Improved liquidity conditions in Tips suggests more investors are preparing for an eventual rise in US inflation, Pimco says. High yield did well because prices have been so bombed out.

Hedge funds, as measured by the Credit Suisse Tremont index, and emerging-market equities delivered very modest positive returns of below 1%, and foreign-hedged bonds (to dollars) and cash were flat.

All other asset-class indices lost money in Q1, from the modest underperformance of US bonds to the crushing -33.9% drop in real estate, as measured by the Dow Jones Wilshire Reit Index.

Within the fixed-income world, the worst performer was non-US unhedged; the JP Morgan Non-US Unhedged Index lost -5.8% due to the strength of the US dollar.

For US equities, value stocks fared poorly: the Russell series of indices for small-, medium- and large-cap value stocks lost between -14.7% to -19.6%. The Russell series of growth stocks were down but only modestly, with the midcap version losing only -3.4%. The S&P500 was down -11.0%.

The story was no better elsewhere, with the MSCI EAFE, the FTSE 100, the Dax and the Nikkei 225 down from -8% to -15%. The exception was emerging markets, with the MSCI Emerging Markets index registering a modest 0.7% gain.
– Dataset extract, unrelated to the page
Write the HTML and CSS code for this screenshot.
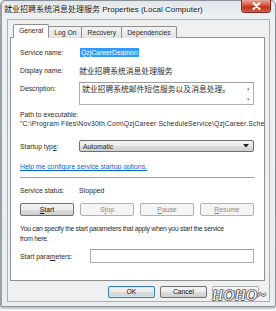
FILE: index.html
```html
<!DOCTYPE html>
<html>
<head>
<meta charset="utf-8">
<link rel="stylesheet" href="styles.css">
</head>
<body>
<div class="window">
  <div class="titlebar">
    <span class="title">就业招聘系统消息处理服务 Properties (Local Computer)</span>
    <span class="close"><svg width="9" height="8" viewBox="0 0 9 8"><path d="M1.5 1 L7.5 7 M7.5 1 L1.5 7" stroke="#fff" stroke-width="2" stroke-linecap="round"/></svg></span>
  </div>
  <div class="client">
    <div class="tabs">
      <span class="tab active">General</span>
      <span class="tab">Log On</span>
      <span class="tab">Recovery</span>
      <span class="tab">Dependencies</span>
    </div>
    <div class="panel">
      <div class="row r1">
        <span class="label">Service name:</span>
        <span class="value"><span class="sel">QzjCareerDeamon</span></span>
      </div>
      <div class="row r2">
        <span class="label">Display name:</span>
        <span class="value cjk">就业招聘系统消息处理服务</span>
      </div>
      <div class="row r3">
        <span class="label">Description:</span>
        <div class="textarea">
          <span class="cjk">就业招聘系统邮件短信服务以及消息处理。</span>
          <span class="vscroll"><span>&#9652;</span><span>&#9662;</span></span>
        </div>
      </div>
      <div class="pathlabel">Path to executable:</div>
      <div class="path">"C:\Program Files\Nov30th.Com\QzjCareer ScheduleService\QzjCareer.ScheduleService.exe"</div>
      <div class="row r4">
        <span class="label">Startup typ<u>e</u>:</span>
        <div class="select"><span>Automatic</span><svg width="6" height="4" viewBox="0 0 6 4"><path d="M0 0 H6 L3 3.5 Z" fill="#222"/></svg></div>
      </div>
      <a class="link">Help me configure service startup options.</a>
      <div class="sep"></div>
      <div class="row r5">
        <span class="label">Service status:</span>
        <span class="value">Stopped</span>
      </div>
      <div class="btns">
        <span class="btn"><u>S</u>tart</span>
        <span class="btn dis">S<u>t</u>op</span>
        <span class="btn dis"><u>P</u>ause</span>
        <span class="btn dis"><u>R</u>esume</span>
      </div>
      <p class="note">You can specify the start parameters that apply when you start the service from here.</p>
      <div class="row r6">
        <span class="label wide">Start para<u>m</u>eters:</span>
        <div class="input"></div>
      </div>
    </div>
    <div class="footer">
      <span class="btn fbtn def">OK</span>
      <span class="btn fbtn">Cancel</span>
      <span class="btn fbtn dis">Apply</span>
    </div>
  </div>
  <div class="watermark">HOHO~</div>
</div>
</body>
</html>
```
FILE: styles.css
```css
* { box-sizing: border-box; }
html, body { margin: 0; padding: 0; background: #fff; }
body {
  width: 276px; height: 311px; overflow: hidden;
  font-family: "Liberation Sans", "Noto Sans CJK SC", sans-serif;
  font-size: 6.8px; color: #2c2c2c;
}
.window {
  position: relative;
  width: 276px; height: 307px;
  background: linear-gradient(180deg, #e2e6ea 0px, #eef1f4 18px, #e9edf0 100%);
  border: 1px solid #8a9097;
  border-left: 2px solid #9aa0a6;
  border-radius: 5px 5px 2px 2px;
  display: flex; flex-direction: column;
  padding: 0 5px 4px 5px;
  box-shadow: 0 2px 2px rgba(0,0,0,0.25);
}
.titlebar {
  height: 18px; display: flex; align-items: flex-start; justify-content: space-between;
  flex: none;
}
.title {
  font-size: 8px; line-height: 9px; margin-top: 4px; margin-left: -3px; color: #111;
  text-shadow: 0 0 3px #fff, 0 0 2px #fff;
  white-space: nowrap;
}
.close {
  width: 30px; height: 13px; margin-top: -1px; margin-right: -1px;
  background: linear-gradient(180deg, #e8a193 0%, #d5553f 45%, #c0341c 55%, #d0573c 100%);
  border: 1px solid #7a2a20; border-top: none;
  border-radius: 0 0 4px 4px;
  display: flex; align-items: center; justify-content: center;
  box-shadow: inset 0 0 1px #fff;
}
.client {
  flex: 1; background: #f0f0f0; border: 1px solid #aab0b6;
  display: flex; flex-direction: column; padding: 0 4px 0 2px;
}
.tabs { display: flex; padding-left: 4px; height: 18px; align-items: flex-end; margin-bottom: -1px; position: relative; z-index: 1; }
.tab {
  height: 12px; line-height: 11px; padding: 0 5px; border: 1px solid #8e8f8f; border-bottom: none;
  background: linear-gradient(180deg, #f2f2f2, #e3e3e3); margin-left: -1px;
  border-radius: 2px 2px 0 0;
}
.tab.active { height: 14px; background: #fff; border-bottom: 1px solid #fff; line-height: 12px; z-index: 2; padding: 0 5px; }
.panel {
  height: 244px; background: #fff; border: 1px solid #8e8f8f;
  padding: 8px 10px 0 9px; display: flex; flex-direction: column;
}
.row { display: flex; align-items: center; }
.label { width: 59px; flex: none; }
.label.wide { width: 70px; }
.value { white-space: nowrap; }
.cjk { font-size: 7.8px; }
.r1 { height: 12px; }
.sel { background: #3399ff; color: #fff; padding: 1px 1px; margin-left: 1px; }
.r2 { height: 12px; margin-top: 6px; }
.r3 { align-items: flex-start; margin-top: 6px; }
.r3 .label { padding-top: 3px; }
.textarea {
  flex: 1; height: 23px; border: 1px solid #abadb3; border-top-color: #a0a0a0;
  position: relative; padding: 1px 12px 0 2px; line-height: 11px; white-space: nowrap;
}
.vscroll {
  position: absolute; right: 1px; top: 1px; bottom: 1px; width: 8px;
  display: flex; flex-direction: column; justify-content: space-between; align-items: center;
  color: #888; font-size: 5px; line-height: 8px;
}
.pathlabel { margin-top: 5px; line-height: 9px; }
.path { line-height: 9px; white-space: nowrap; overflow: hidden; margin-right: -10px; letter-spacing: 0.17px; }
.r4 { margin-top: 12px; }
.select {
  flex: 1; height: 12px; border: 1px solid #707070; border-radius: 2px;
  background: linear-gradient(180deg, #f2f2f2 0%, #ebebeb 50%, #dddddd 51%, #cfcfcf 100%);
  display: flex; align-items: center; justify-content: space-between; padding: 0 4px 0 3px;
}
.link { color: #0066cc; text-decoration: underline; margin-top: 10px; line-height: 10px; }
.sep { height: 2px; background: #a0a0a0; margin-top: 5px; border-bottom: 1px solid #fff; }
.r5 { margin-top: 6px; height: 10px; }
.btns { display: grid; grid-template-columns: repeat(4, 1fr); gap: 6px; margin-top: 8px; }
.btn {
  height: 13px; border: 1px solid #707070; border-radius: 2px; text-align: center;
  background: linear-gradient(180deg, #f2f2f2 0%, #ebebeb 50%, #dddddd 51%, #cfcfcf 100%);
  line-height: 11px; color: #111;
}
.btn.dis { border-color: #adb2b5; background: #f4f4f4; color: #8b8b8b; }
.note { margin: 8px 0 0; line-height: 10px; letter-spacing: -0.25px; max-width: 205px; }
.r6 { margin-top: 5px; }
.input { flex: 1; height: 14px; border: 1px solid #abadb3; border-top-color: #a0a0a0; }
.footer { display: flex; justify-content: flex-end; gap: 5px; padding: 5px 6px 0 0; }
.fbtn { width: 47px; height: 12px; line-height: 10px; }
.fbtn.def { border-color: #3c7fb1; box-shadow: inset 0 0 0 1px #cbe7f6; }
.watermark {
  position: absolute; right: 9px; bottom: 2px;
  font-family: "Liberation Serif", serif; font-style: italic; font-size: 15px; letter-spacing: 0.5px;
  color: #fff; text-shadow: -1px 0 #555, 1px 0 #555, 0 -1px #555, 0 1px #555;
}
```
Although hedge funds eked a 0.9% gain, other alternative asset-class indices were in the dumps, with the Dow Jones AIG Commodities Index losing -6.3%, venture capital down -12.7%, private equity down -15.2% and, as mentioned above, real estate off nearly -34%.

Within the hedge-fund space, the best performer was convertible arbitrage, up 7.7% in Q1, making this the best-performing asset class overall.

Far more modest gains were recorded in dedicated shorts, multi-strat, risk arbitrage, fixed-income arb, macro and long/short equity. Hedge-fund categories that lost money in Q1 include managed futures (which had been the rare outperformer in 2008), distressed, event-driven and equity market-neutral.

In all cases, volatility declined compared to the fourth quarter of 2008, although three-month volatility remains higher than three-year historical averages, except for high yield and US bonds, where volatility dipped below average.